Federal Methodology (FM)
Congressional aid formulas, known as FM, change each year. They determine EFC for the purpose of allocating federal aid funds at public and private colleges. At most public colleges, federal and state funds are the major source of aid. Applicants must fill out the FAFSA (Free Application for Federal Student Aid) form.

When an aid award does not meet the full amount of calculated Eligibility for Aid, there is an aid Gap. Educational expenses will be at least as high as Expected Family Contribution (EFC) plus any Gap. Student and parent loans are available to cover EFC and any Gap. 

Institutional Methodology (IM)
IM formulas determine EFC for awarding private institutional aid funds at private (and some public) colleges. Different schools may use different IM formulas. Applicants complete a college form and/or the PROFILE form, as well as the FAFSA.

Merit Aid
Merit aid is based on the student’s attributes, not on financial need. Another name for merit aid is "non-need" aid. 

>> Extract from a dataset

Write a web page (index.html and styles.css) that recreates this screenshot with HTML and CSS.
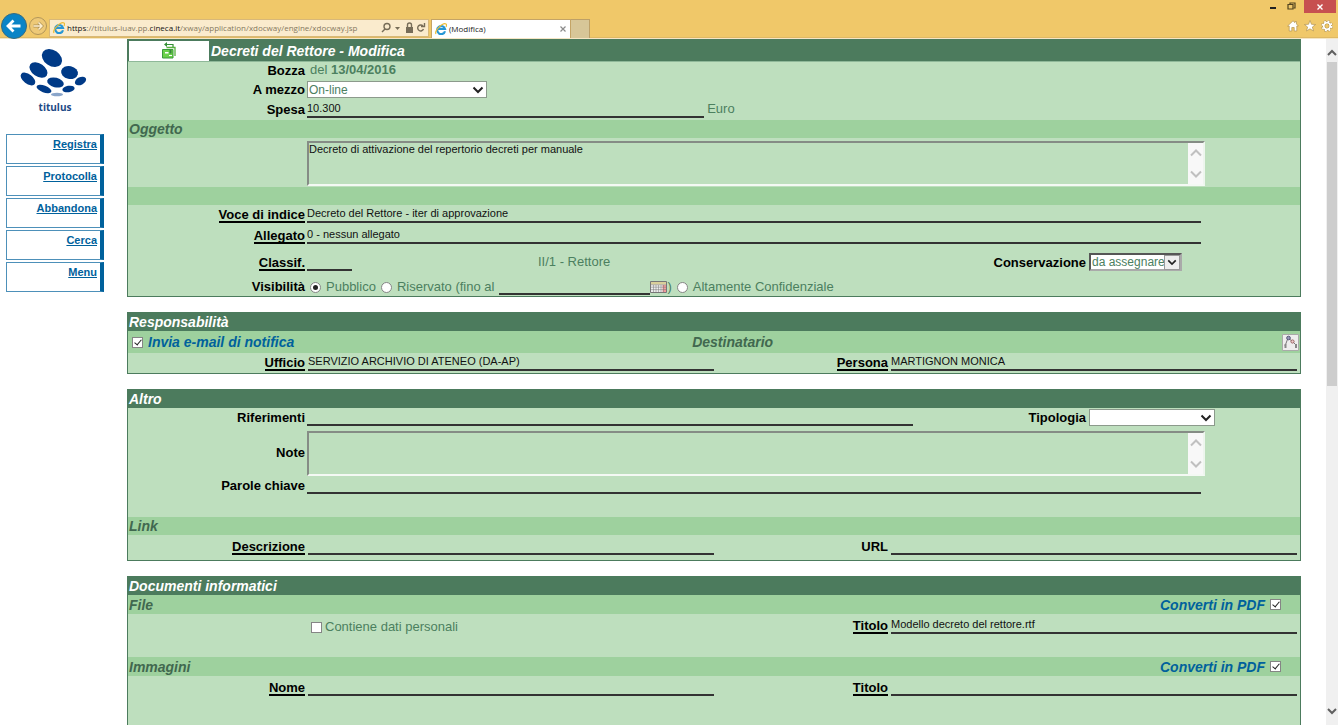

Professional Judgment (PJ)
Aid administrators have the ability to make decisions based on special circumstances. ’

Aid packages enable students to "help themselves" through student loans and work-study jobs.


Financial Aid Myths

It is a myth that financial aid is only loans. 
The fact is many of our clients qualify for over $35,000 annually in grant and scholarship money.

It is a myth that state schools are always your best financial choice. 
In fact, SUNY schools are projecting a cost of attendance of over $25,000. Many of our clients with financial aid pay less money for private colleges than they would for state schools.

It is a myth that only "smart" people get grant and scholarship money. 
The fact is that most colleges award grant and scholarship money based on financial need. 

It is a myth that high school guidance counselors will help your family maximize your financial aid. 
Most guidance counselors are not familiar with financial aid formulas and are not qualified financial planners.